What do you think has been the most valuable training / experience which Martin and Terry have undertaken with you and why? 

There is so much that we have done ! I climbed Denali (6190m) in Alaska with Martin and Terry but on different trips. I summited with Martin, but with Terry we experienced terrible weather which thwarted our summit bid. That mountain and the climbing experience was the most valuable for both of them in terms of preparation for the Everest environment. The Denali climb involves fixed roping - it’s tough, you’re working hard and with no Sherpa support. Rappelling work for people like Martin - who has the use of only one arm - is a massive challenge and this is the nearest thing to the Lhotse face on Everest for him. For Terry too – it was a monumental challenge and achievement – for Martin to reach the summit and for Terry to get as far as he did.

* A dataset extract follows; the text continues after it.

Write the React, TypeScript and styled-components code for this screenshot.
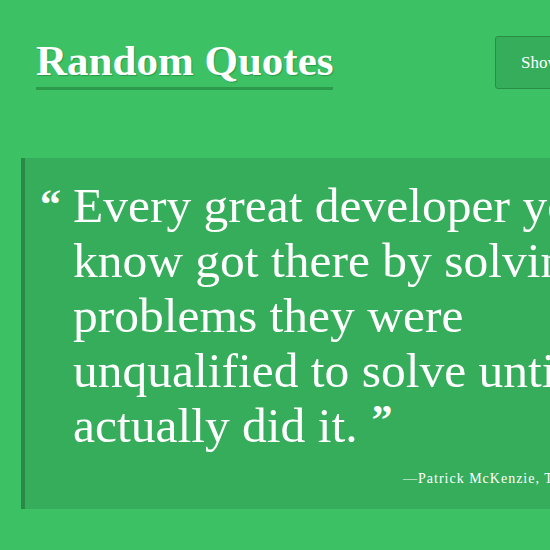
import styled, { createGlobalStyle } from 'styled-components';

const GlobalStyle = createGlobalStyle`
  html, body {
    margin: 0;
    padding: 0;
    background: #3cc264;
    overflow: hidden;
  }
  body {
    font-family: 'Liberation Serif', 'DejaVu Serif', serif;
    color: #ffffff;
  }
`;

const quoteLines = [
  'Every great developer you',
  'know got there by solving',
  'problems they were',
  'unqualified to solve until they',
  'actually did it.'
];

const App = () => {
  return (
    <Page>
      <GlobalStyle />
      <Header>
        <Title>Random Quotes</Title>
        <TweetButton>Show Tweet</TweetButton>
      </Header>
      <QuoteBox>
        <QuoteBody>
          <OpenMark>“</OpenMark>
          <QuoteText>
            {quoteLines.map((line, index) => (
              <Line key={index}>
                {line}
                {index === quoteLines.length - 1 && <CloseMark>”</CloseMark>}
              </Line>
            ))}
          </QuoteText>
        </QuoteBody>
        <Author>—Patrick McKenzie, Twitter</Author>
      </QuoteBox>
    </Page>
  );
};

export default App;

const Page = styled.div`
  width: 667px;
  min-height: 550px;
  box-sizing: border-box;
  padding: 0 21px;
`;

const Header = styled.header`
  display: flex;
  align-items: flex-start;
  justify-content: space-between;
  padding: 36px 15px 0;
  height: 158px;
  box-sizing: border-box;
`;

const Title = styled.h1`
  margin: 0;
  font-size: 43px;
  font-weight: 700;
  line-height: 50px;
  padding-bottom: 1px;
  border-bottom: 3px solid #2b9a4b;
  text-shadow: 1px 1px 1px rgba(0, 80, 30, 0.35);
  white-space: nowrap;
`;

const TweetButton = styled.button`
  flex-shrink: 0;
  height: 53px;
  padding: 0 25px;
  background: #35ad5a;
  border: 1px solid #2a8c45;
  border-radius: 3px;
  color: #ffffff;
  font-family: 'Liberation Serif', serif;
  font-size: 17px;
`;

const QuoteBox = styled.section`
  background: #35ad5a;
  border-left: 4px solid #2a8a45;
  padding: 20px 0 0;
  height: 351px;
  box-sizing: border-box;
`;

const QuoteBody = styled.div`
  display: flex;
  align-items: flex-start;
  padding-left: 15px;
`;

const OpenMark = styled.span`
  flex: 0 0 33px;
  font-size: 42px;
  font-weight: 700;
  line-height: 42px;
  margin-top: 5px;
`;

const QuoteText = styled.div`
  flex-shrink: 0;
  font-size: 49.5px;
  line-height: 55px;
  white-space: nowrap;
`;

const Line = styled.div``;

const CloseMark = styled.span`
  font-size: 42px;
  font-weight: 700;
  line-height: 0;
  margin-left: 14px;
  vertical-align: 8px;
`;

const Author = styled.p`
  margin: 18px 0 0;
  padding-left: 378px;
  font-size: 14px;
  line-height: 16px;
  letter-spacing: 1px;
  white-space: nowrap;
`;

What is your best bit of advice for Martin and Terry as they prepare to climb the ‘big hill’ this year? 

There are so many ‘last tips’, but ultimately, the most important thing is that they look after each other and remember that there is a lot more to come home for than just a successful summit. 

Martin, Terry and the AGS team are hugely grateful to all of their supporters - most notably Olympian Homes which is providing the sponsorship to enable the summit team to climb with the best and safest operator on the mountain. We can’t thank you enough.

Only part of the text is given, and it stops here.